I go to daily mass. I have been a parishioner for 40 years. I know almost no one by name. I like it that way. We have been going to mass about twice weekly at our new parish at the Jersey Shore for several years. I know no one by name. I like it that way.
I come by it honestly. As a child I would go to mass with my grandmother, bachelor uncle and unmarried aunt: we would drive to Church and then they would separate to different parts of the Church. I get it: they live together, eat together, aggravate each other: Why sit together in Church?
My mother, the most sociable and convivial of people, described that when raising the nine of us she cherished the one hour at mass and the 10 minute walk to and from because it was the ONLY time she had to herself.
In part it is my introverted streak: I value time alone.
In part it is that my life is filled with friendship and community: I came from and raised large families; I have a strong network of good friends; my work has always involved working with people, always with serious responsibilities involved.
Mass for me is: Quiet. Peace. Rest. Solitude. The Presence of Jesus.
I know that the "Spirit of Vatican II" has liturgy as community, friendship, celebration. Not for me!

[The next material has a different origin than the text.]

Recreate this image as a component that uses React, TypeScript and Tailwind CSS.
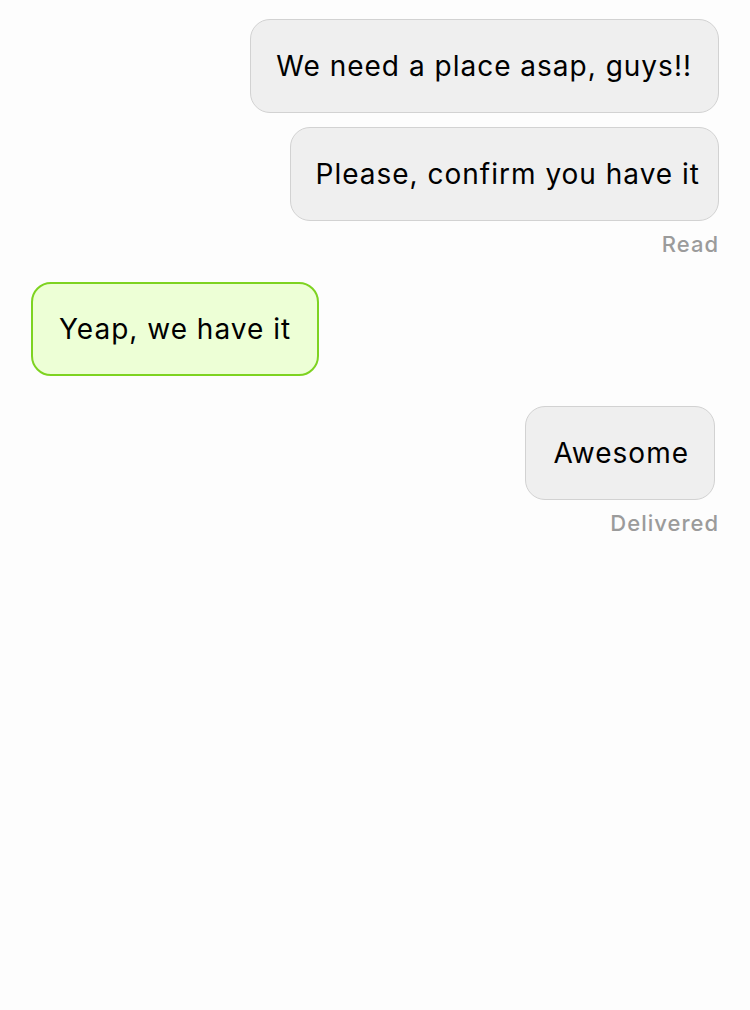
const font = { fontFamily: "Inter, 'Noto Sans', sans-serif" };

type Msg = { text: string; mine: boolean; pad: string; inset?: string };

const messages: Msg[] = [
  { text: "We need a place asap, guys!!", mine: true, pad: "pl-[25px] pr-[26px]" },
  { text: "Please, confirm you have it", mine: true, pad: "pl-[25px] pr-[18px]" },
  { text: "Yeap, we have it", mine: false, pad: "pl-[26px] pr-[26px]" },
  { text: "Awesome", mine: true, pad: "pl-[27px] pr-[25px]", inset: "mr-[4px]" },
];

function Bubble({ m }: { m: Msg }) {
  const base =
    "h-[94px] flex items-center rounded-[20px] text-[28px] tracking-[1px] text-black";
  const look = m.mine
    ? "bg-[#efefef] border-[1.5px] border-[#d2d2d2]"
    : "bg-[#edffd6] border-2 border-[#7ed321]";
  return <div className={`${base} ${look} ${m.pad} ${m.inset ?? ""}`}>{m.text}</div>;
}

function Status({ label }: { label: string }) {
  return (
    <span className="mt-[10px] text-[22px] tracking-[1px] font-medium text-[#9b9b9b] leading-[26px]">
      {label}
    </span>
  );
}

export default function App() {
  return (
    <main className="min-h-[1010px] w-full bg-[#fdfdfd] pt-[19px] px-[31px]" style={font}>
      <div className="flex flex-col items-end gap-[14px]">
        <Bubble m={messages[0]} />
        <div className="flex flex-col items-end">
          <Bubble m={messages[1]} />
          <Status label="Read" />
        </div>
      </div>
      <div className="mt-[25px] flex">
        <Bubble m={messages[2]} />
      </div>
      <div className="mt-[30px] flex flex-col items-end">
        <Bubble m={messages[3]} />
        <Status label="Delivered" />
      </div>
    </main>
  );
}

There is irony here. For most of my adult life I had an obsessive desire to find a deeper form of Christian Community. Coming out of college I was interested in the politically radical "Basic Christian Communities" of Latin America. Early in our marriage I drove with my new wife up the Hudson River and we visited a Catholic Worker Farm and the Bruderhoff Community. Both intensive, countercultural Christian communities. The first anarchistic and chaotic; the second super-organized and controlled. Clearly we would fit into neither. Later we participated vigorously in a Charismatic prayer group; but we never joined a covenant community although I was fascinated by the idea. I myself walked, for a time, with two different Neocatechumenal Communities, but eventually left both.
I never found my Community.
Instead, my life has been movement and flow in and out of a diversity of friendships, involvements, movements, tasks and associations. My one foot is firmly planted in the sacramental life of the proximate parish or Church. My other foot is wandering like a pilgrim, a mendicant, a searcher, a missioner. It has been stable and rooted (in the parish); but always interesting, novel, dramatic, eventful.
My conviction has been that the broader society has become so hostile to our faith and the Church so compromised that our Catholic life cannot flourish outside of intentional, intense, countercultural communities like the religious orders and the lay renewal movements.
I have found such support, inspiration and energy...but in a smorgasboard of engagements and encounters.
I am concerned, of course, for my children and their children. One daughter is fully engaged living the evangelical life as a "Memores Domini" within the Communion and Liberation Movement. One son with wife and children is passionately devoted to his Neocatechumenal Community. They stand on solid ground.
My other five are firmly connected to their parishes but, for the most part, no other intentional community. This makes them, especially my grandchildren, vulnerable to the broader, hostile culture. Will they be blessed, as I have been, by a rich variety of holy connections?
That is something I pray for ... quietly...at mass.